Por essas e outras, os famosos que se acham OS BAMBAMBAM's desse pais, o número pequeno de pessoas que não estão contando as moedas pra comprar pão, os que são idolatrados por milhares de fã clubes idiotas, os mais amados do pais, os a prova de balas, você acha que ELES iriam aceitar piadas com os seus problemas?
Se com problemas já é ruim de aceitar, e com VERDADES então? Ou você acha que algum politico se diverte vendo cqc? E olha que eles não são nem tão pesados assim em suas piadas, imagina se fossem?
E o pior de tudo isso, o público brasileiro, é claro, que não tem inteligência o suficiente pra entender a piada e não ficar achando que foi um ataque pessoal a musa da sua vida.
Um bom exemplo disso, foi no dia das mãe, Rafinha Bastos ter tuítado a seguinte frase
Rafinha Bastos escreveu:
@rafinhabastos Ae órfãos! Dia triste hj, hein?
Eu não vou conseguir achar aqui pra vocês agora alguma das replys que ele recebeu com xingamentos e coisa e tal a respeito desse tuíte, pois ele tem seguidores pra caralho que mandam coisas pra ele a todo segundo, mas enfim, vocês já devem imaginar o que ocorreu.
Enfim, tudo isso seria diferente se nesse país se investisse mais em cultura e educação.
zack746 CONTRIBUINTE - Manauara Cult
Ficha da Personagem Personagem: Isaac Guerreiro Vocação: Conseguir fuder com a própria vida
Assunto: Re: Aí é que está a graça Sáb maio 28, 2011 11:41 am
Pra mim o que aconteceu é que o Rafinha Bastos levou uma mijada de alguém, mas uma boa mijada na cara pra variar e fez esse texto numa sexta-feira pra desabafar. Ele parece bem certo, mas vendo por um contexto o que ele pede é na verdade uma liberdade que nem mesmo a tal "american comedian" tem...

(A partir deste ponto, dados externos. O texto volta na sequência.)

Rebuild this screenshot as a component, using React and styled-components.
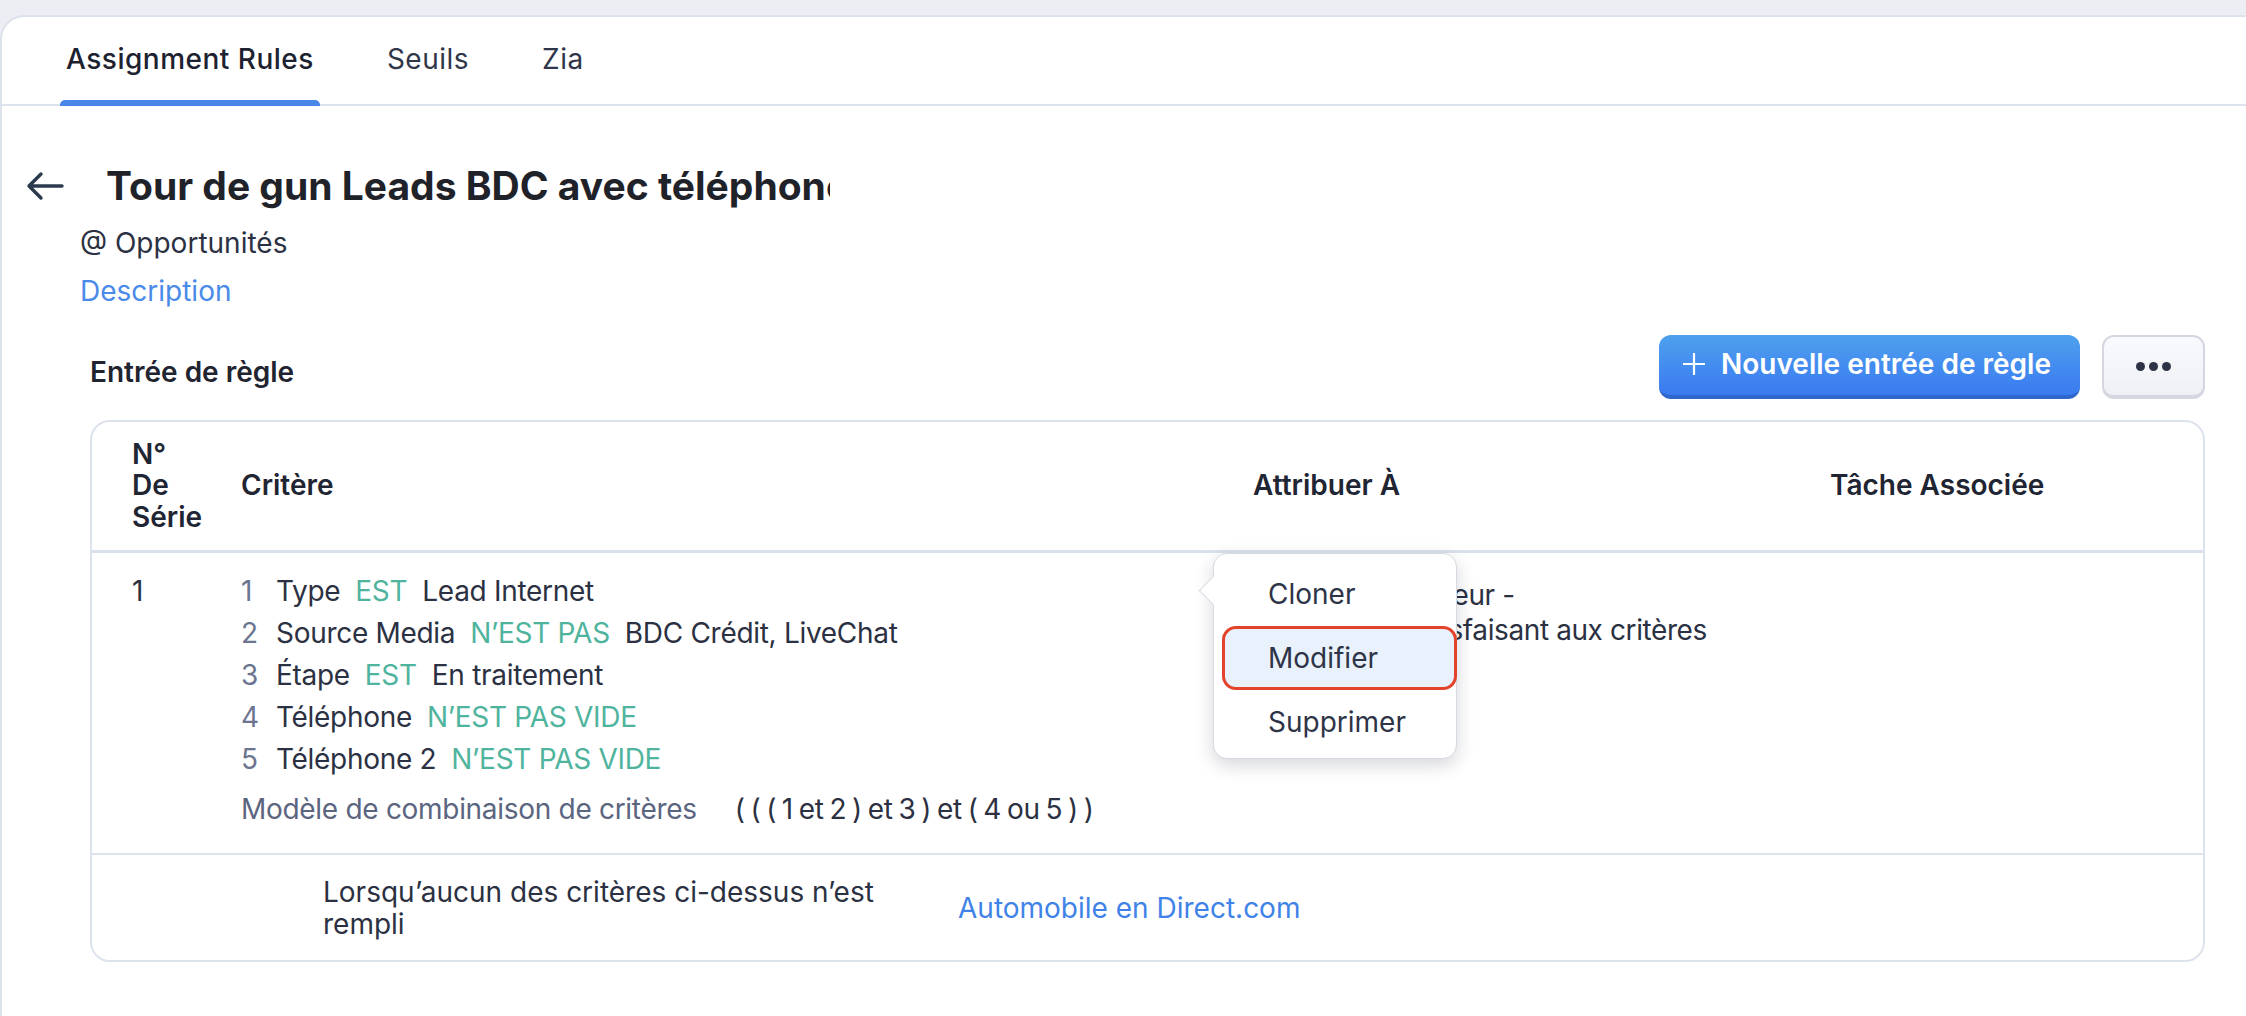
import React from 'react';
import styled, { createGlobalStyle } from 'styled-components';

const GlobalStyle = createGlobalStyle`
	html, body {
		margin: 0;
		padding: 0;
		background: #eceef3;
		font-family: Inter, 'Noto Sans', 'Liberation Sans', sans-serif;
		color: #2b3142;
	}
	* { box-sizing: border-box; }
`;

const tabs = ['Assignment Rules', 'Seuils', 'Zia'];

const criteria = [
	{ field: 'Type', op: 'EST', value: 'Lead Internet' },
	{ field: 'Source Media', op: 'N’EST PAS', value: 'BDC Crédit, LiveChat' },
	{ field: 'Étape', op: 'EST', value: 'En traitement' },
	{ field: 'Téléphone', op: 'N’EST PAS VIDE' },
	{ field: 'Téléphone 2', op: 'N’EST PAS VIDE' },
];

const menuItems = ['Cloner', 'Modifier', 'Supprimer'];

const BackArrow = () => (
	<svg width="38" height="30" viewBox="0 0 38 30" fill="none">
		<path
			d="M36 15H3M15 3L3 15l12 12"
			stroke="#2c3a4d"
			strokeWidth="3.4"
			strokeLinecap="round"
			strokeLinejoin="round"
		/>
	</svg>
);

const PlusIcon = () => (
	<svg width="22" height="22" viewBox="0 0 22 22" fill="none">
		<path d="M11 0v22M0 11h22" stroke="#fff" strokeWidth="2.2" />
	</svg>
);

const App = () => (
	<>
		<GlobalStyle />
		<Card>
			<TabBar>
				{tabs.map((t, i) => (
					<Tab key={t} active={i === 0}>
						{t}
					</Tab>
				))}
			</TabBar>

			<Header>
				<BackButton>
					<BackArrow />
				</BackButton>
				<Title>Tour de gun Leads BDC avec téléphone</Title>
			</Header>

			<Meta>
				<Module>@ Opportunités</Module>
				<DescLink>Description</DescLink>
			</Meta>

			<SectionRow>
				<SectionTitle>Entrée de règle</SectionTitle>
				<Actions>
					<PrimaryButton>
						<PlusIcon />
						Nouvelle entrée de règle
					</PrimaryButton>
					<MoreButton>
						<Dot />
						<Dot />
						<Dot />
					</MoreButton>
				</Actions>
			</SectionRow>

			<Table>
				<HeadRow>
					<HeadCell>
						N°
						<br />
						De
						<br />
						Série
					</HeadCell>
					<HeadCell>Critère</HeadCell>
					<HeadCell>Attribuer À</HeadCell>
					<HeadCell>Tâche Associée</HeadCell>
				</HeadRow>

				<BodyRow>
					<Serial>1</Serial>
					<div>
						{criteria.map((c, i) => (
							<CriteriaLine key={i}>
								<CritNum>{i + 1}</CritNum>
								<span>{c.field}</span>
								<Operator>{c.op}</Operator>
								{c.value && <span>{c.value}</span>}
							</CriteriaLine>
						))}
						<Pattern>
							<PatternLabel>Modèle de combinaison de critères</PatternLabel>
							<Formula>( ( ( 1 et 2 ) et 3 ) et ( 4 ou 5 ) )</Formula>
						</Pattern>
					</div>
					<AssignCell>
						<div>Rotation Utilisateur -</div>
						<div>Utilisateurs satisfaisant aux critères</div>
					</AssignCell>
					<div />
				</BodyRow>

				<FallbackRow>
					<FallbackText>Lorsqu’aucun des critères ci-dessus n’est rempli</FallbackText>
					<FallbackLink>Automobile en Direct.com</FallbackLink>
				</FallbackRow>

				<Menu>
					{menuItems.map((m, i) => (
						<MenuItem key={m} highlighted={i === 1}>
							{m}
						</MenuItem>
					))}
				</Menu>
			</Table>
		</Card>
	</>
);

const Card = styled.div`
	margin-top: 15px;
	min-height: calc(100vh - 15px);
	background: #fff;
	border-top: 2px solid #dde3ec;
	border-left: 2px solid #dde3ec;
	border-top-left-radius: 24px;
	padding-bottom: 40px;
`;

const TabBar = styled.div`
	display: flex;
	gap: 61px;
	height: 89px;
	padding-left: 58px;
	border-bottom: 2px solid #dde3ee;
`;

const Tab = styled.div`
	position: relative;
	display: flex;
	align-items: center;
	padding: 0 6px 4px;
	font-size: 28px;
	font-weight: ${(p) => (p.active ? 500 : 400)};
	color: ${(p) => (p.active ? '#1d2230' : '#30364a')};
	letter-spacing: 0.5px;

	&::after {
		content: '';
		display: ${(p) => (p.active ? 'block' : 'none')};
		position: absolute;
		left: 0;
		right: 0;
		bottom: -2px;
		height: 6px;
		border-radius: 5px 5px 0 0;
		background: #4a86e8;
	}
`;

const Header = styled.div`
	display: flex;
	align-items: center;
	gap: 42px;
	padding-left: 24px;
	margin-top: 56px;
	height: 48px;
`;

const BackButton = styled.div`
	display: flex;
	align-items: center;
	width: 38px;
`;

const Title = styled.h1`
	margin: 0;
	width: 724px;
	overflow: hidden;
	white-space: nowrap;
	font-size: 39px;
	font-weight: 700;
	line-height: 48px;
	color: #1f2229;
	letter-spacing: 0px;
`;

const Meta = styled.div`
	display: flex;
	flex-direction: column;
	gap: 8px;
	padding-left: 78px;
	margin-top: 13px;
	font-size: 28px;
	line-height: 40px;
`;

const Module = styled.div`
	color: #2b3142;
`;

const DescLink = styled.div`
	color: #4a8ae8;
`;

const SectionRow = styled.div`
	display: flex;
	align-items: center;
	justify-content: space-between;
	margin: 24px 41px 0 88px;
	height: 64px;
`;

const SectionTitle = styled.div`
	padding-top: 10px;
	font-size: 28px;
	font-weight: 600;
	color: #1f2430;
`;

const Actions = styled.div`
	display: flex;
	gap: 22px;
`;

const PrimaryButton = styled.button`
	display: flex;
	align-items: center;
	gap: 16px;
	height: 64px;
	width: 421px;
	padding: 0 0 2px 24px;
	border: none;
	border-bottom: 4px solid #2e66cc;
	border-radius: 12px;
	background: linear-gradient(#4ea0ee, #3a7af0);
	color: #fff;
	font-family: inherit;
	font-size: 28px;
	font-weight: 600;
`;

const MoreButton = styled.button`
	display: flex;
	align-items: center;
	justify-content: center;
	gap: 4px;
	width: 103px;
	height: 64px;
	border: 2px solid #d4d7e0;
	border-bottom-width: 4px;
	border-radius: 12px;
	background: linear-gradient(#f9fafd, #eef0f5);
`;

const Dot = styled.span`
	width: 9px;
	height: 9px;
	border-radius: 50%;
	background: #2d3345;
`;

const Table = styled.div`
	position: relative;
	margin: 21px 41px 0 88px;
	border: 2px solid #dde3ec;
	border-radius: 20px;
`;

const columns = '109px 1012px 577px 1fr';

const HeadRow = styled.div`
	display: grid;
	grid-template-columns: ${columns};
	align-items: center;
	height: 131px;
	padding-left: 40px;
	border-bottom: 3px solid #d9e1ec;
`;

const HeadCell = styled.div`
	font-size: 28px;
	font-weight: 600;
	line-height: 31.5px;
	color: #1f2533;
`;

const BodyRow = styled.div`
	display: grid;
	grid-template-columns: ${columns};
	align-items: start;
	padding: 17px 0 23px 40px;
	border-bottom: 2px solid #dde3ec;
	font-size: 28px;
	line-height: 42px;
	color: #2b3142;
`;

const Serial = styled.div`
	color: #2b3142;
`;

const CriteriaLine = styled.div`
	display: flex;
	gap: 15px;
	white-space: nowrap;
	letter-spacing: -0.3px;
`;

const CritNum = styled.span`
	width: 20px;
	color: #6b7590;
`;

const Operator = styled.span`
	color: #4fb49d;
`;

const Pattern = styled.div`
	display: flex;
	gap: 38px;
	margin-top: 8px;
	white-space: nowrap;
`;

const PatternLabel = styled.span`
	color: #5b6580;
	letter-spacing: -0.3px;
`;

const Formula = styled.span`
	word-spacing: -2px;
	letter-spacing: -0.2px;
`;

const AssignCell = styled.div`
	margin-top: 8px;
	line-height: 35px;
	letter-spacing: -0.4px;
`;

const FallbackRow = styled.div`
	display: flex;
	align-items: center;
	height: 105px;
	padding-left: 231px;
	font-size: 28px;
	line-height: 32px;
`;

const FallbackText = styled.div`
	width: 570px;
	margin-right: 65px;
	color: #2b3142;
`;

const FallbackLink = styled.div`
	color: #3f83e8;
`;

const Menu = styled.div`
	position: absolute;
	left: 1121px;
	top: 131px;
	width: 244px;
	padding: 8px 0 4px;
	background: #fff;
	border: 1px solid #d6d9e0;
	border-radius: 14px;
	box-shadow: 0 6px 18px rgba(20, 30, 50, 0.18);

	&::before {
		content: '';
		position: absolute;
		left: -11px;
		top: 26px;
		width: 20px;
		height: 20px;
		background: #fff;
		border-left: 1px solid #d6d9e0;
		border-bottom: 1px solid #d6d9e0;
		transform: rotate(45deg);
	}
`;

const MenuItem = styled.div`
	position: relative;
	display: flex;
	align-items: center;
	height: 64px;
	margin-left: 8px;
	padding-left: ${(p) => (p.highlighted ? '43px' : '46px')};
	font-size: 28px;
	color: #2e3447;
	border-radius: 14px;
	background: ${(p) => (p.highlighted ? '#e9f1fd' : 'transparent')};
	border: ${(p) => (p.highlighted ? '3px solid #e4432b' : 'none')};
	margin-right: ${(p) => (p.highlighted ? '-1px' : '0')};
`;

export default App;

A questão é simples. "Celebridades Brasileiras" (todos aqueles que estão na posição de destaque pela midia, não sendo necessariamente celebridade) não tem bons profissionais pra construir a imagem deles. Questão é que nos Estados Unidos todas as celebridades em média tem uma equipe de Relações Publicas que ajuda ele a tomar cada decisão perante a mídia. Quando por exemplo nos Estados Unidos saem notas contra tal pessoa a equipe de Relações Publicas entra pra tentar controlar a "crise". Uma das regras na teoria de comunicação pra controle de crises é que você não deve segurar informações. Quando você limita informações ou tenta esconder algo que fez de errado pode ter certeza que a mídia só vai piorar as coisas. Então se você errou, diga que errou e tome providências. É isso que os americanos fazem...
Quando sae uma nota piadista sobre tal pessoa ele tenta avaliar a situação sua equipe e tenta mediar a crise. Não é porque tem bom-senso, ou porque parecem mais "inteligentes". Claro que eles ficam putos afim de mandar o maldito filha da puta que fez a piada pra puta que pariu mas isso não ajudaria na imagem deles, só faria mais estrago.

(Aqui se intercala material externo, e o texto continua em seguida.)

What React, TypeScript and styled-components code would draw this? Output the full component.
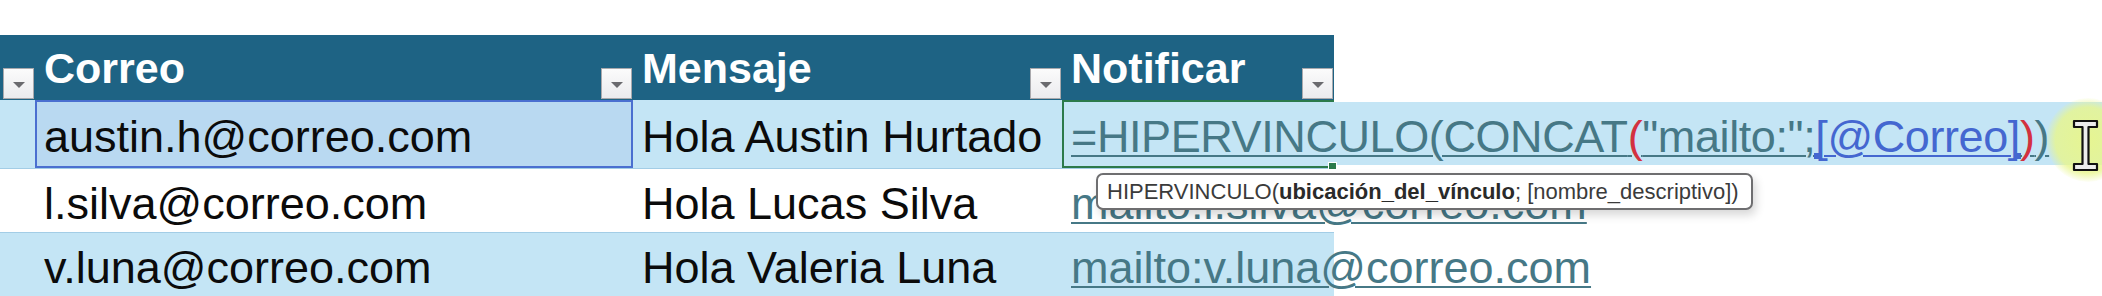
import React from 'react';
import styled, { createGlobalStyle } from 'styled-components';

const GlobalStyle = createGlobalStyle`
  html, body {
    margin: 0;
    padding: 0;
    background: #ffffff;
    font-family: 'Liberation Sans', Arial, sans-serif;
  }
`;

const COLS = '35px 598px 429px 272px';
const BAND = '#c4e5f5';
const LINK = '#467886';
const RED = '#d3313f';
const REF = '#4467d0';
const GREEN = '#2c7a4b';

const Sheet = styled.div`
  position: relative;
  width: 2102px;
  height: 296px;
  overflow: hidden;
  padding-top: 35px;
  box-sizing: border-box;
`;

const HeaderRow = styled.div`
  display: grid;
  grid-template-columns: ${COLS};
  width: 1334px;
  height: 65px;
  background: #1e6384;
`;

const HeaderCell = styled.div`
  display: flex;
  align-items: flex-end;
  justify-content: space-between;
  min-width: 0;
`;

const HeaderLabel = styled.span`
  padding-left: 9px;
  margin-bottom: 10px;
  font-size: 43px;
  line-height: 43px;
  font-weight: 700;
  color: #ffffff;
  white-space: nowrap;
`;

const FilterButton = styled.div`
  width: 31px;
  height: 31px;
  margin: 0 1px 1px auto;
  box-sizing: border-box;
  border: 1px solid #a9a9ad;
  background: linear-gradient(#fbfbfb, #ebebee);
  display: flex;
  align-items: center;
  justify-content: center;

  &::after {
    content: '';
    margin-top: 3px;
    border-left: 6px solid transparent;
    border-right: 6px solid transparent;
    border-top: 6px solid #6a6a6e;
  }
`;

const Row = styled.div<{ $h: number }>`
  display: flex;
  height: ${p => p.$h}px;
  width: 100%;
`;

const TablePart = styled.div<{ $band: boolean; $line: boolean }>`
  display: grid;
  grid-template-columns: ${COLS};
  width: 1334px;
  flex: none;
  box-sizing: border-box;
  background: ${p => (p.$band ? BAND : '#ffffff')};
  border-top: ${p => (p.$line ? '1px solid #a3cde6' : 'none')};
`;

const Cell = styled.div<{ $pt: number }>`
  position: relative;
  padding: ${p => p.$pt}px 0 0 9px;
  font-size: 45px;
  line-height: 45px;
  color: #0b0b0b;
  white-space: nowrap;
  min-width: 0;
`;

const RefCell = styled(Cell)`
  background: #b9d9f1;
  box-shadow: inset 0 0 0 2px #4a6fd0;
`;

const ActiveCell = styled(Cell)`
  z-index: 2;
  letter-spacing: -0.4px;
  box-shadow: inset 2px 0 0 ${GREEN}, inset 0 2px 0 ${GREEN}, inset 0 -2px 0 ${GREEN};
`;

const FillHandle = styled.span`
  position: absolute;
  right: -3px;
  bottom: -2px;
  width: 7px;
  height: 6px;
  background: ${GREEN};
  border: 1px solid #ffffff;
`;

const EditorTail = styled.div`
  flex: 1;
  margin: 2px 0 3px;
  background: ${BAND};
`;

const Link = styled.span`
  color: ${LINK};
  text-decoration: underline;
  text-decoration-thickness: 2px;
  text-underline-offset: 3px;
`;

const Tok = styled.span<{ $c: string; $u: string }>`
  position: relative;
  color: ${p => p.$c};
  text-decoration: underline;
  text-decoration-color: ${p => p.$u};
  text-decoration-thickness: 2px;
  text-underline-offset: 3px;
`;

const RangeMark = styled.span<{ $side: 'left' | 'right' }>`
  position: absolute;
  bottom: 3px;
  ${p => (p.$side === 'left' ? 'left: -1px;' : 'right: -1px;')}
  width: 6px;
  height: 6px;
  background: ${REF};
`;

const Tooltip = styled.div`
  position: absolute;
  left: 1096px;
  top: 173px;
  z-index: 5;
  height: 37px;
  box-sizing: border-box;
  padding: 3px 12px 0 9px;
  border: 2px solid #6e6e70;
  border-radius: 7px;
  background: #ffffff;
  box-shadow: 3px 5px 10px rgba(0, 0, 0, 0.16);
  font-size: 22px;
  line-height: 27px;
  color: #3b3b3b;
  white-space: nowrap;

  b {
    color: #2a2a2a;
  }
`;

const Glow = styled.div`
  position: absolute;
  left: 2046px;
  top: 98px;
  width: 84px;
  height: 84px;
  border-radius: 50%;
  z-index: 6;
  background: radial-gradient(
    circle,
    rgba(232, 246, 140, 0.95) 0%,
    rgba(232, 246, 140, 0.8) 55%,
    rgba(232, 246, 140, 0) 72%
  );
`;

const Cursor = styled.svg`
  position: absolute;
  left: 2072px;
  top: 119px;
  z-index: 7;
`;

const FilterCell: React.FC<{ label?: string }> = ({ label }) => (
  <HeaderCell>
    {label && <HeaderLabel>{label}</HeaderLabel>}
    <FilterButton />
  </HeaderCell>
);

const App: React.FC = () => {
  return (
    <>
      <GlobalStyle />
      <Sheet>
        <HeaderRow>
          <FilterCell />
          <FilterCell label="Correo" />
          <FilterCell label="Mensaje" />
          <FilterCell label="Notificar" />
        </HeaderRow>

        <Row $h={68}>
          <TablePart $band={true} $line={false}>
            <Cell $pt={14} />
            <RefCell $pt={14}>austin.h@correo.com</RefCell>
            <Cell $pt={14}>Hola Austin Hurtado</Cell>
            <ActiveCell $pt={14}>
              <Tok $c={LINK} $u={LINK}>=HIPERVINCULO(CONCAT</Tok>
              <Tok $c={RED} $u={LINK}>(</Tok>
              <Tok $c={LINK} $u={LINK}>"mailto:";</Tok>
              <Tok $c={REF} $u={REF}>
                [@Correo]
                <RangeMark $side="left" />
                <RangeMark $side="right" />
              </Tok>
              <Tok $c={RED} $u={LINK}>)</Tok>
              <Tok $c={LINK} $u={LINK}>)</Tok>
              <FillHandle />
            </ActiveCell>
          </TablePart>
          <EditorTail />
        </Row>

        <Row $h={64}>
          <TablePart $band={false} $line={true}>
            <Cell $pt={12} />
            <Cell $pt={12}>l.silva@correo.com</Cell>
            <Cell $pt={12}>Hola Lucas Silva</Cell>
            <Cell $pt={12}>
              <Link>mailto:l.silva@correo.com</Link>
            </Cell>
          </TablePart>
        </Row>

        <Row $h={64}>
          <TablePart $band={true} $line={true}>
            <Cell $pt={12} />
            <Cell $pt={12}>v.luna@correo.com</Cell>
            <Cell $pt={12}>Hola Valeria Luna</Cell>
            <Cell $pt={12}>
              <Link>mailto:v.luna@correo.com</Link>
            </Cell>
          </TablePart>
        </Row>

        <Tooltip>
          HIPERVINCULO(<b>ubicación_del_vínculo</b>; [nombre_descriptivo])
        </Tooltip>

        <Glow />
        <Cursor width="27" height="54" viewBox="0 0 27 54">
          <path
            d="M2 2 H25 V8 H16.5 V45 H25 V51 H2 V45 H10.5 V8 H2 Z"
            fill="#ececec"
            stroke="#111111"
            strokeWidth="2.2"
            strokeLinejoin="round"
          />
        </Cursor>
      </Sheet>
    </>
  );
};

export default App;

Só que aqui no Brasil não tem dessas, as pessoas não tem dinheiro nem profissionais bons o suficiente pra isso. Lembrei agora de uma palestra que teve de algumas pessoas que trabalhavam com celebridades, formados em relações publicas. Eles disseram que o que mais atrapalhava o trabalho deles era os próprios clientes, porque eles não aceitavam a opinião dos profissional. Isso sim é falta de bom-senso...
Em resumo, o que ele falou aí tem alguma verdade mas não significa que seja o unico ponto de vista. Pra mim é só revolta de uma filha-da-puta que levou cala-a-boca de algum poder. Pra mim as piadas vão continuar servindo como um meio de esconder a verdade, e não de mostra-la.